Shortly after the delinquent jihadist Mohamed Merah’s murderous rampage against soldiers and Jewish schoolchildren in 2012, one leading indigéniste activist, Houria Bouteldja, implied the attack was a false flag by the state, or at least comprehensible as a response to the daily humiliation of being a Muslim in France. An example of such humiliation Merah endured was alleged to have endured was the imposition of a moment’s silence for the victims of 9/11 in school.
There are obviously significant distinctions between these disparate currents, but the internal borders between them can be porous in ideas and personnel. In different places and different contexts, they have sidelined ideological differences and collaborated.
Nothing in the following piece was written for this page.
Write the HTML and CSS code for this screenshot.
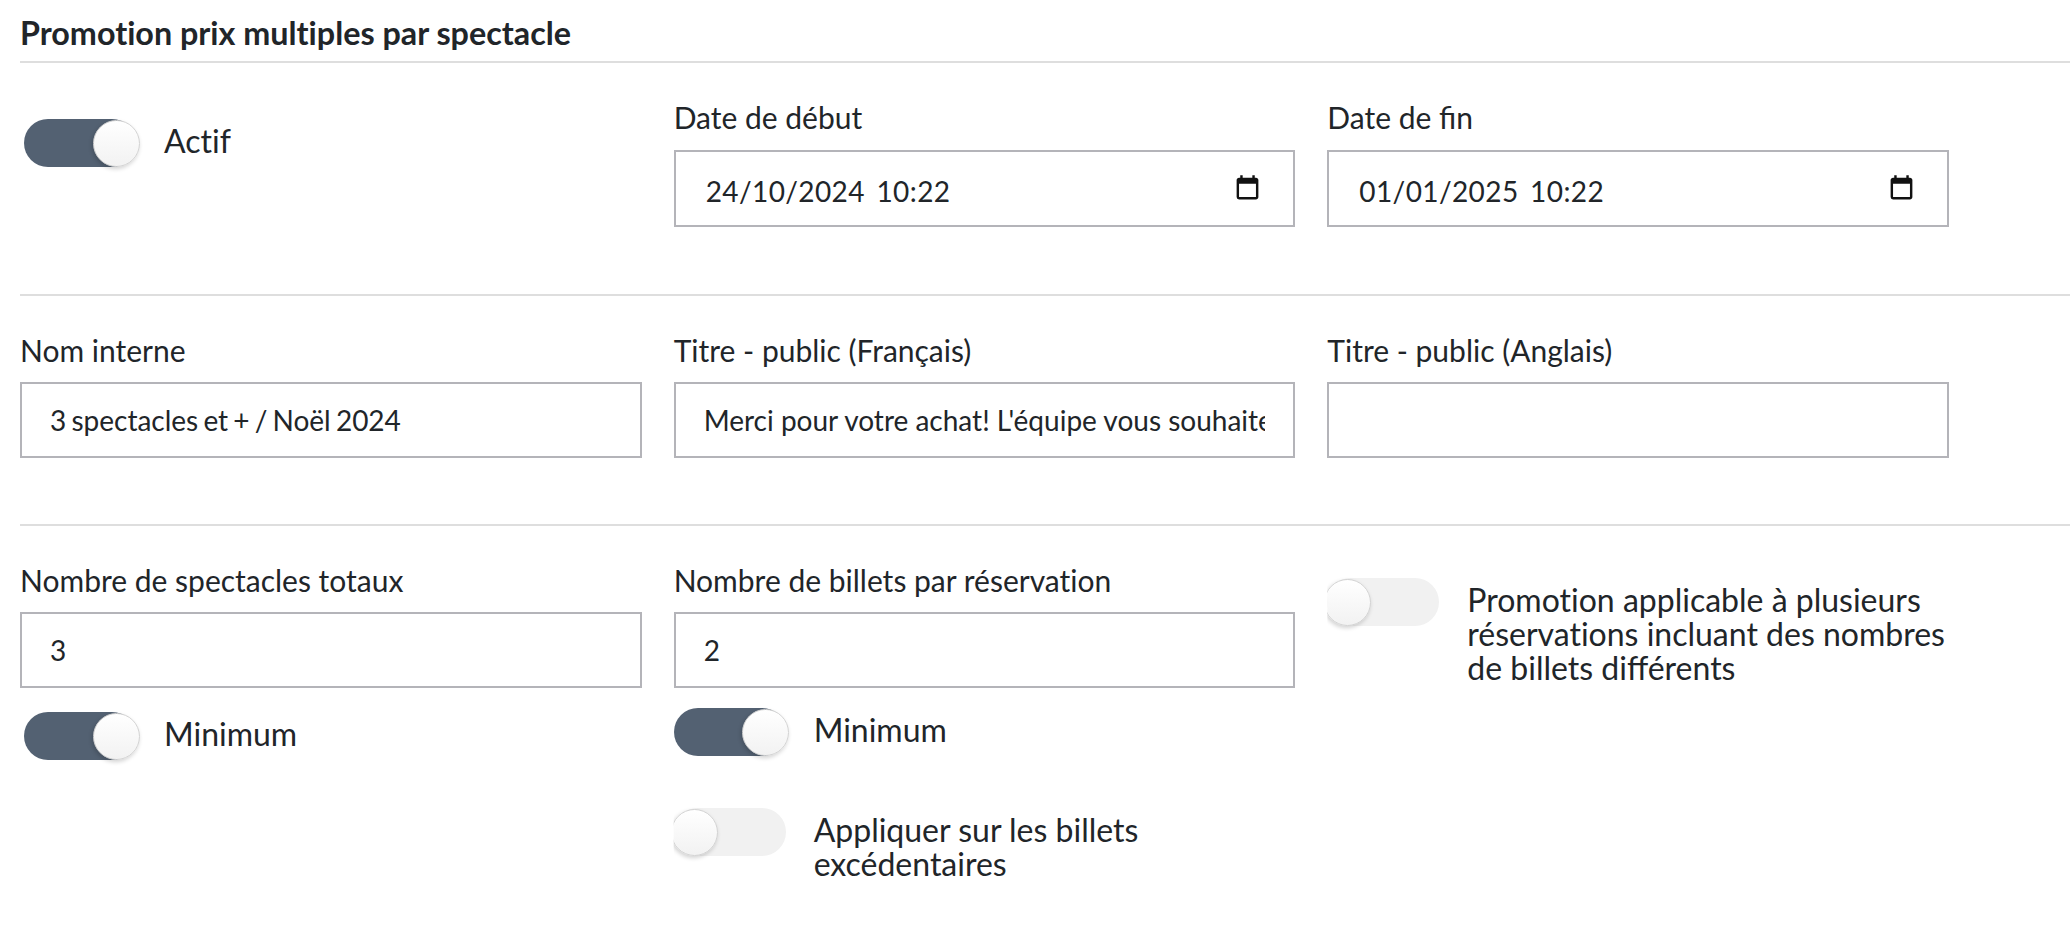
FILE: index.html
```html
<!DOCTYPE html>
<html lang="fr">
<head>
<meta charset="utf-8">
<title>Promotion prix multiples par spectacle</title>
<link rel="stylesheet" href="styles.css">
</head>
<body>
<main class="page">
  <h2 class="title">Promotion prix multiples par spectacle</h2>

  <section class="row row-dates">
    <div class="col col-active">
      <div class="switch-line">
        <span class="switch on"><span class="knob"></span></span>
        <span class="switch-label">Actif</span>
      </div>
    </div>
    <div class="col">
      <label class="field-label">Date de début</label>
      <div class="input date-input">
        <span class="date-value">24/10/2024 10:22</span>
        <svg class="cal" viewBox="0 0 24 24"><path d="M19 3h-1V1h-2v2H8V1H6v2H5c-1.11 0-2 .9-2 2v14a2 2 0 0 0 2 2h14c1.1 0 2-.9 2-2V5c0-1.1-.9-2-2-2zm0 16H5V8h14v11z"/></svg>
      </div>
    </div>
    <div class="col">
      <label class="field-label lig">Date de fin</label>
      <div class="input date-input">
        <span class="date-value">01/01/2025 10:22</span>
        <svg class="cal" viewBox="0 0 24 24"><path d="M19 3h-1V1h-2v2H8V1H6v2H5c-1.11 0-2 .9-2 2v14a2 2 0 0 0 2 2h14c1.1 0 2-.9 2-2V5c0-1.1-.9-2-2-2zm0 16H5V8h14v11z"/></svg>
      </div>
    </div>
  </section>

  <section class="row row-names">
    <div class="col">
      <label class="field-label">Nom interne</label>
      <input class="input text-input tight" type="text" value="3 spectacles et + / Noël 2024">
    </div>
    <div class="col">
      <label class="field-label">Titre - public (Français)</label>
      <input class="input text-input" type="text" value="Merci pour votre achat! L'équipe vous souhaite">
    </div>
    <div class="col">
      <label class="field-label">Titre - public (Anglais)</label>
      <input class="input text-input" type="text" value="">
    </div>
  </section>

  <section class="row row-counts">
    <div class="col">
      <label class="field-label">Nombre de spectacles totaux</label>
      <input class="input text-input" type="text" value="3">
      <div class="switch-line min-a">
        <span class="switch on"><span class="knob"></span></span>
        <span class="switch-label">Minimum</span>
      </div>
    </div>
    <div class="col">
      <label class="field-label">Nombre de billets par réservation</label>
      <input class="input text-input" type="text" value="2">
      <div class="switch-line min-b">
        <span class="switch on"><span class="knob"></span></span>
        <span class="switch-label">Minimum</span>
      </div>
      <div class="switch-line excess">
        <span class="switch"><span class="knob"></span></span>
        <span class="switch-label">Appliquer sur les billets excédentaires</span>
      </div>
    </div>
    <div class="col col-multi">
      <div class="switch-line">
        <span class="switch"><span class="knob"></span></span>
        <span class="switch-label">Promotion applicable à plusieurs réservations incluant des nombres de billets <span class="lig">différents</span></span>
      </div>
    </div>
  </section>
</main>
</body>
</html>
```
FILE: styles.css
```css
* { box-sizing: border-box; }
html, body { margin: 0; background: #fff; }
body {
  font-family: Lato, "Liberation Sans", sans-serif;
  font-variant-ligatures: none;
  color: #212529;
  height: 940px;
  overflow: hidden;
}
.lig { font-variant-ligatures: normal; }
.page { padding-left: 20px; }
.title {
  margin: 0;
  height: 63px;
  padding-top: 14px;
  font-size: 32.3px;
  line-height: 38px;
  font-weight: 700;
  border-bottom: 2px solid #dedede;
}
.row {
  display: grid;
  grid-template-columns: repeat(3, 653.67px);
  border-bottom: 2px solid #dedede;
}
.row-dates { height: 233px; padding-top: 36px; }
.row-names { height: 230px; padding-top: 36px; }
.row-counts { border-bottom: 0; padding-top: 36px; }
.col { padding-right: 32px; min-width: 0; }
.field-label {
  display: block;
  font-size: 30px;
  line-height: 36px;
  margin-bottom: 14px;
}
.row-dates .field-label { margin-bottom: 15px; }
.input {
  display: block;
  width: 100%;
  height: 76px;
  border: 2px solid #b4b4b9;
  background: #fff;
  font-family: inherit;
  font-variant-ligatures: none;
  font-size: 28px;
  color: #212529;
  padding: 0 28px;
  border-radius: 0;
  outline: 0;
}
.tight { word-spacing: -2px; }
.date-input {
  height: 77px;
  display: flex;
  align-items: center;
  justify-content: space-between;
  padding: 0 31px 0 30px;
}
.date-value { word-spacing: 4px; letter-spacing: 0.4px; padding-top: 4px; }
.cal { width: 29px; height: 29px; fill: #111; }
.switch-line {
  display: flex;
  align-items: flex-start;
  gap: 28px;
}
.switch {
  position: relative;
  flex: 0 0 112px;
  width: 112px;
  height: 48px;
  border-radius: 24px;
  background: #f1f1f1;
  clip-path: inset(-10px -10px -10px 0);
}
.switch.on { background: #536172; }
.knob {
  position: absolute;
  top: 0.5px;
  left: -3px;
  width: 47px;
  height: 47px;
  border-radius: 50%;
  background: linear-gradient(#fff, #f2f2f2);
  border: 1px solid #d2d2d2;
  box-shadow: -1px 2px 4px rgba(0, 0, 0, 0.18);
}
.switch.on .knob { left: 68.5px; }
.switch-label {
  font-size: 32px;
  line-height: 34px;
}
.col-active { padding-top: 20px; padding-left: 4px; }
.col-active .switch-label { padding-top: 5px; }
.min-a { margin-top: 24px; margin-left: 4px; }
.min-a .switch-label { padding-top: 5px; }
.min-b { margin-top: 20px; }
.min-b .switch-label { padding-top: 5px; }
.excess { margin-top: 52px; }
.excess .switch-label { padding-top: 5px; }
.col-multi { padding-top: 16px; }
.col-multi .switch-label { padding-top: 5px; }
```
They also converge on common enemies, and their list of grievances against France strongly overlaps: the country’s colonial past, universalism and laïcité as thin veneers for oppression, and the even thinner veneer for hate speech represented by freedom of expression – under which Charlie Hebdo’s blasphemous cartoons are permitted.
Alienated young people do not need to have accepted the core tenets of Islamism, Salafism or decolonial thought to have been exposed to and absorbed these grievances. There are unquestionably failures of state and society when it comes to integration, but there are also organised and influential movements actively working against integration and against the existing social contract, a fact which features prominently in French media but is mostly absent in international commentary. We owe it to our neighbour to better understand the complexities of its current malaise – something which cannot be done without accounting for a kind of generational revolt, not just against liberal values and French republican institutions, but against mainstream Muslim institutions too.